- _EXERCISE OBJECTIVE_:
Check each line of the records below and collect those holding "TypeScript".

- _THE DATA_:
━━━━━━━━━━━━━━━━━━━━━━━━━━━━━━

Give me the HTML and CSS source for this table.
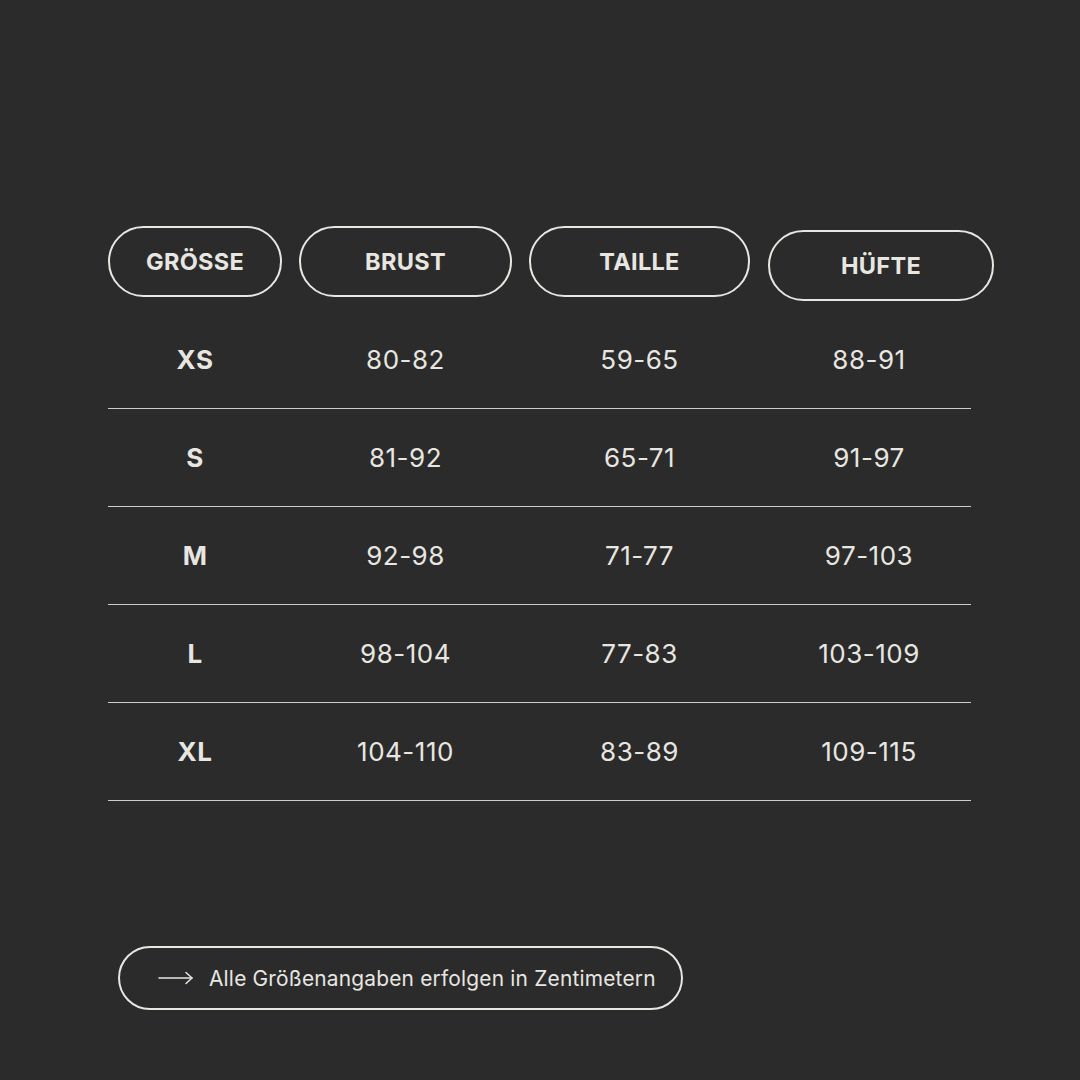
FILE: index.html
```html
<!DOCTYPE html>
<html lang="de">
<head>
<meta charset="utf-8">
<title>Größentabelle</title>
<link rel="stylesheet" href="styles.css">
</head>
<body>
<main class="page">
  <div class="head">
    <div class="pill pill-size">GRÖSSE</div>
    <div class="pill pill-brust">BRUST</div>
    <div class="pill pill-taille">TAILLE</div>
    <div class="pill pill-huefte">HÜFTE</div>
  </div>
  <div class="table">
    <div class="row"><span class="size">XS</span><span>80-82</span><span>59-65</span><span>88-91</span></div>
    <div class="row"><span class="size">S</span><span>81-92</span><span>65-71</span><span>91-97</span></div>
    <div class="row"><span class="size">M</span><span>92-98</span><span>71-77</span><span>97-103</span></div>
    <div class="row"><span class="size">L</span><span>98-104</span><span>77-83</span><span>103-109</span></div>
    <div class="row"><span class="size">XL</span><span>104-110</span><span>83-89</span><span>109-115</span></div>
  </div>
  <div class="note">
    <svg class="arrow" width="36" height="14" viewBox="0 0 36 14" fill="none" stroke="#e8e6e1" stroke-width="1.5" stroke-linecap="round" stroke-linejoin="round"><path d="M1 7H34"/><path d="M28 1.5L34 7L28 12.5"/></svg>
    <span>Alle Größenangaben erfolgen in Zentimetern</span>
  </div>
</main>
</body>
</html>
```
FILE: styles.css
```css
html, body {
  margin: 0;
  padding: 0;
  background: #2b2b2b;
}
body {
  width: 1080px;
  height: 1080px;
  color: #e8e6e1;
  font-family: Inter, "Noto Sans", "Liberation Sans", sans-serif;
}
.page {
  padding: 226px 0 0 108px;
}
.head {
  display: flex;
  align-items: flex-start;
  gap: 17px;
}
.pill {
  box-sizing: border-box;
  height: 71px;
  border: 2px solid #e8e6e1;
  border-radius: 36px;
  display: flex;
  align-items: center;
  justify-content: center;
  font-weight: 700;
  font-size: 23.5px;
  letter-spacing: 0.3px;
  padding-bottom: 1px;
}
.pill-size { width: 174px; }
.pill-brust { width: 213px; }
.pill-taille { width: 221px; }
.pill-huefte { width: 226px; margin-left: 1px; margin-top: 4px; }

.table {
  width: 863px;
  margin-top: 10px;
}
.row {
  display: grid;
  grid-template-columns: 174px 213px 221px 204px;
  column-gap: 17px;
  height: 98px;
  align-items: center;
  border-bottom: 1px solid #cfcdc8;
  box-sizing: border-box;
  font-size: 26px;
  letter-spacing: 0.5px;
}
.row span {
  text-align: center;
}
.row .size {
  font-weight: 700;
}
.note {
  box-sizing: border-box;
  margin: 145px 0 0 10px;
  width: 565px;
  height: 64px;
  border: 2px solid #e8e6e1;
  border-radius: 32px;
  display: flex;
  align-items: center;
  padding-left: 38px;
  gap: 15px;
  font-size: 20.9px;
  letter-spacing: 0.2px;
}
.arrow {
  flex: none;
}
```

━━━━━━━━━━━━━━━━━━━━━━━━━━━━━━

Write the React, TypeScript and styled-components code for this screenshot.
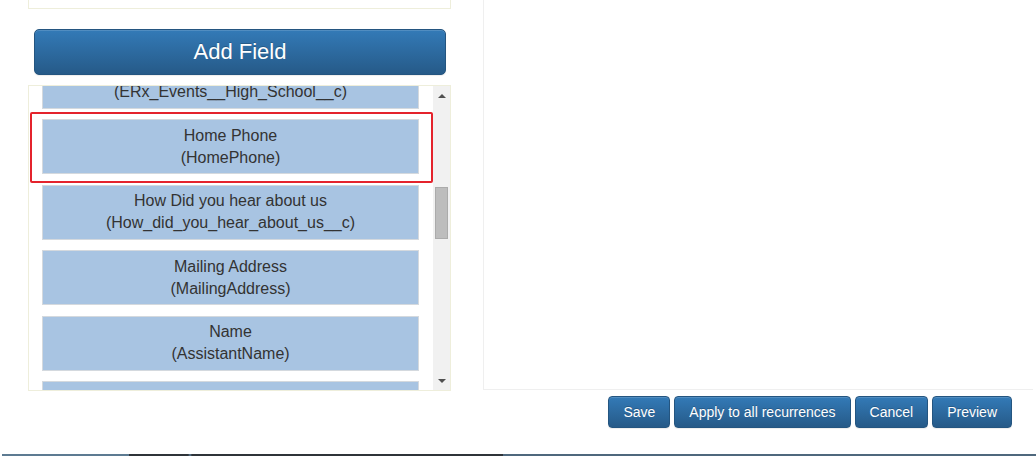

━━━━━━━━━━━━━━━━━━━━━━━━━━━━━━

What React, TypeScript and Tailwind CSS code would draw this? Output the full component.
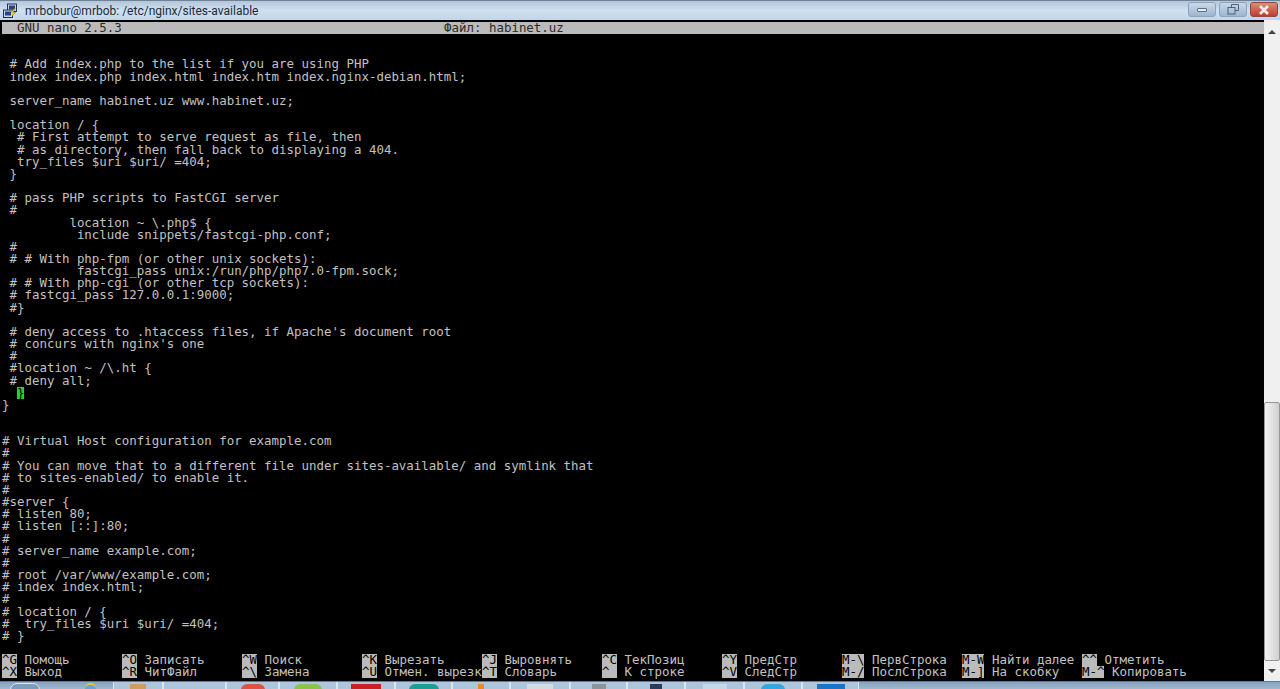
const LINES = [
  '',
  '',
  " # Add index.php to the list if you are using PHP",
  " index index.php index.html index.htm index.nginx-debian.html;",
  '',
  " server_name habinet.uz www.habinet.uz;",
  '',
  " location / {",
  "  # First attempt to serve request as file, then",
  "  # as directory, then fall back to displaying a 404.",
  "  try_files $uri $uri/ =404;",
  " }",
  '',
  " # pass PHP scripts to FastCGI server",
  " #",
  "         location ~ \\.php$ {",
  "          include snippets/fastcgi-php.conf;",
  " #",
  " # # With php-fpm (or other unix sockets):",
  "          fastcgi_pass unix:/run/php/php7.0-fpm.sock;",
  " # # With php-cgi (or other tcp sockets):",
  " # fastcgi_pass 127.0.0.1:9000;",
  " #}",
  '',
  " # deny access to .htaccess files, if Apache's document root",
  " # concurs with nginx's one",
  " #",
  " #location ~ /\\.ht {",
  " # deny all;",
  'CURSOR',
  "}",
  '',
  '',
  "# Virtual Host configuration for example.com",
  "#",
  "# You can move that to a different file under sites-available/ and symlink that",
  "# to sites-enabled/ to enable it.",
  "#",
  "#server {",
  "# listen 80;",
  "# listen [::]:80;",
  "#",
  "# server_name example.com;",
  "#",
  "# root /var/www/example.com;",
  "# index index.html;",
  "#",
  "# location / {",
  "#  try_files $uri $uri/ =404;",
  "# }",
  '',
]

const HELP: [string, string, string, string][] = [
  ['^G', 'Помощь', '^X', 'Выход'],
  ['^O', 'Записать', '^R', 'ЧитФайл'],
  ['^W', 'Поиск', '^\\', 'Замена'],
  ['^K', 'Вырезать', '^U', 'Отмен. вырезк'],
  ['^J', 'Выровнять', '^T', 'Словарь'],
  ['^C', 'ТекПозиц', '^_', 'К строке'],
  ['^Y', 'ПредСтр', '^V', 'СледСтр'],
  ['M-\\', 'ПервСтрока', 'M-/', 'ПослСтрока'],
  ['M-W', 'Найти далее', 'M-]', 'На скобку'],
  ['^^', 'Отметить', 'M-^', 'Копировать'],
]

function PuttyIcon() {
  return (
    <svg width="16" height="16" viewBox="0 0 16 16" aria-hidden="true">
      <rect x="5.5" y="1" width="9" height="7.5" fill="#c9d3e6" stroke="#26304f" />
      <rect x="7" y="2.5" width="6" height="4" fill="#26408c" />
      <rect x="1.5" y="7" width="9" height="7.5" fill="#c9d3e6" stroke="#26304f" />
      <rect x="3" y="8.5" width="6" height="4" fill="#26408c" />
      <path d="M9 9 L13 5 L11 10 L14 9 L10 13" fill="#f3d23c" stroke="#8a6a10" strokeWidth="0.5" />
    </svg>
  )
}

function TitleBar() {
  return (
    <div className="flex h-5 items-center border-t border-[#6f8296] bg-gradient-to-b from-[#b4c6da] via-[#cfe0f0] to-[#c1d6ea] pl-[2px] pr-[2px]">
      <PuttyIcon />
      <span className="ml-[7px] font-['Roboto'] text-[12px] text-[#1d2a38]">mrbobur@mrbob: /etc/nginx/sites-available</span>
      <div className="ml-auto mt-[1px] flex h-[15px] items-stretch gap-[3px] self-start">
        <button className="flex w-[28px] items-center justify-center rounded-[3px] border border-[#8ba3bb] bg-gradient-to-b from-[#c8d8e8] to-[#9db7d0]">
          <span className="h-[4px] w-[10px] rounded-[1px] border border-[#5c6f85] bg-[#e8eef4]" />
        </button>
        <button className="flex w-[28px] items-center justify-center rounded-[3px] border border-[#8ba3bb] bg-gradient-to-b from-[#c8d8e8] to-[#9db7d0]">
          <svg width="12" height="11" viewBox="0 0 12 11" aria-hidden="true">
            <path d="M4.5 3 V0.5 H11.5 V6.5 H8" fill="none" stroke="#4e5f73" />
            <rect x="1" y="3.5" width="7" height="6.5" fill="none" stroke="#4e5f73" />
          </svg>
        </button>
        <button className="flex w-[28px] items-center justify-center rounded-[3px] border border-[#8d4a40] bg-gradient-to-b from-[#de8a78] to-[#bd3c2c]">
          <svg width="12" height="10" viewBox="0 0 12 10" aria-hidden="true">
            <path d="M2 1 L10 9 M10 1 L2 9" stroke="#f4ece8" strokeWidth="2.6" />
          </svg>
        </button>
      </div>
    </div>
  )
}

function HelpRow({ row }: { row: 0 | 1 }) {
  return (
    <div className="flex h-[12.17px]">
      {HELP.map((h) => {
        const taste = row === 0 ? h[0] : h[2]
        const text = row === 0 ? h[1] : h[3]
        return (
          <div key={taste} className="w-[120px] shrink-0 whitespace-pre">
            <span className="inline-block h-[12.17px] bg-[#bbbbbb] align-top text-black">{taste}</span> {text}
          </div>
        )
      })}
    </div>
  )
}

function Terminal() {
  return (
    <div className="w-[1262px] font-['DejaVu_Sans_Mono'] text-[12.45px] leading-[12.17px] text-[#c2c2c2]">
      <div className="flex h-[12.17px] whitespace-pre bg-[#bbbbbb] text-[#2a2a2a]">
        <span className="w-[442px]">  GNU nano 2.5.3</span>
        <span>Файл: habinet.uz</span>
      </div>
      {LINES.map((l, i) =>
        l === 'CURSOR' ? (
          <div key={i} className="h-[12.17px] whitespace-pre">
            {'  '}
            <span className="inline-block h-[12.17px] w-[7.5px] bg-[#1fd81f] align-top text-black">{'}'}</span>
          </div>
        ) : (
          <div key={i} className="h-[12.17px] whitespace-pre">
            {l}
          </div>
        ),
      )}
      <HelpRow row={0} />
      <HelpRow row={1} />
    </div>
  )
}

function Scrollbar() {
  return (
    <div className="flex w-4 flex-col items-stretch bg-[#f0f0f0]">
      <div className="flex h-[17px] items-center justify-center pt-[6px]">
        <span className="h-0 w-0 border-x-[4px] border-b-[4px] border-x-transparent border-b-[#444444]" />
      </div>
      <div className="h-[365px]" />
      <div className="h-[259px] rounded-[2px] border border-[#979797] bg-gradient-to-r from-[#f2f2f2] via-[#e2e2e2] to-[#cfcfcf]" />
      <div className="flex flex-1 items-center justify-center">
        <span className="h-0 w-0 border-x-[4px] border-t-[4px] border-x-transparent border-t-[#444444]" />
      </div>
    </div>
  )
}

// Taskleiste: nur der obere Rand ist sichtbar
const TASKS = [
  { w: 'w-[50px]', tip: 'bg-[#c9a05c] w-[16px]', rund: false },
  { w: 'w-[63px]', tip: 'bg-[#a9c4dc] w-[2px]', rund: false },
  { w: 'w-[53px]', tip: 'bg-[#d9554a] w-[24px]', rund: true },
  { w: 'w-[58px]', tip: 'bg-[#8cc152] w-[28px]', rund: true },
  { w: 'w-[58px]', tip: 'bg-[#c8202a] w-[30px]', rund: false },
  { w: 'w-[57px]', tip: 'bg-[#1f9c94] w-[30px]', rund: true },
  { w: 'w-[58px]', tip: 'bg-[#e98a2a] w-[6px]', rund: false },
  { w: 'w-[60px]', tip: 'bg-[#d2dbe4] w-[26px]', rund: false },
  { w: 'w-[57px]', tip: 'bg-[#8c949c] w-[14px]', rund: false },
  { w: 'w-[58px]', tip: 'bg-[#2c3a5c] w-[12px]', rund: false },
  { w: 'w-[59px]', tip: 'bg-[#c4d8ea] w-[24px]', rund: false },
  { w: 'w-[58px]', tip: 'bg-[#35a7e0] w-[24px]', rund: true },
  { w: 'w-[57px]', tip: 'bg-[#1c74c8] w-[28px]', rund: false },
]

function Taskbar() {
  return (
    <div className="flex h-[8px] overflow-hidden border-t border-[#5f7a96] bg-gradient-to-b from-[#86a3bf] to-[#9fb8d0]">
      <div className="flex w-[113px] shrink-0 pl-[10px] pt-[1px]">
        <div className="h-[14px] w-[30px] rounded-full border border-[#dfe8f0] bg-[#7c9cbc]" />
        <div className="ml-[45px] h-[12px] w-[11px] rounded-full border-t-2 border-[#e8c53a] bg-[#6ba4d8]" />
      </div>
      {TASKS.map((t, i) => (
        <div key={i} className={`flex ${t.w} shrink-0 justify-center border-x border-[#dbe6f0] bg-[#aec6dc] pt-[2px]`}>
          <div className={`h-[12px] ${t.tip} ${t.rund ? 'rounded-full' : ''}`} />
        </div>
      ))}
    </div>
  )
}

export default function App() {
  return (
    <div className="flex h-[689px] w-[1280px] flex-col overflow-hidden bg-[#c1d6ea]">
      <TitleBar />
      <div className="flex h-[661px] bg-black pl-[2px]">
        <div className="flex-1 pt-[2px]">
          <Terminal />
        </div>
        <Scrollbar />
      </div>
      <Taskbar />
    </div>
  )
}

━━━━━━━━━━━━━━━━━━━━━━━━━━━━━━

- _RESULT FOR THIS TASK_:
Write the React, TypeScript and styled-components code for this screenshot.
What React, TypeScript and Tailwind CSS code would draw this? Output the full component.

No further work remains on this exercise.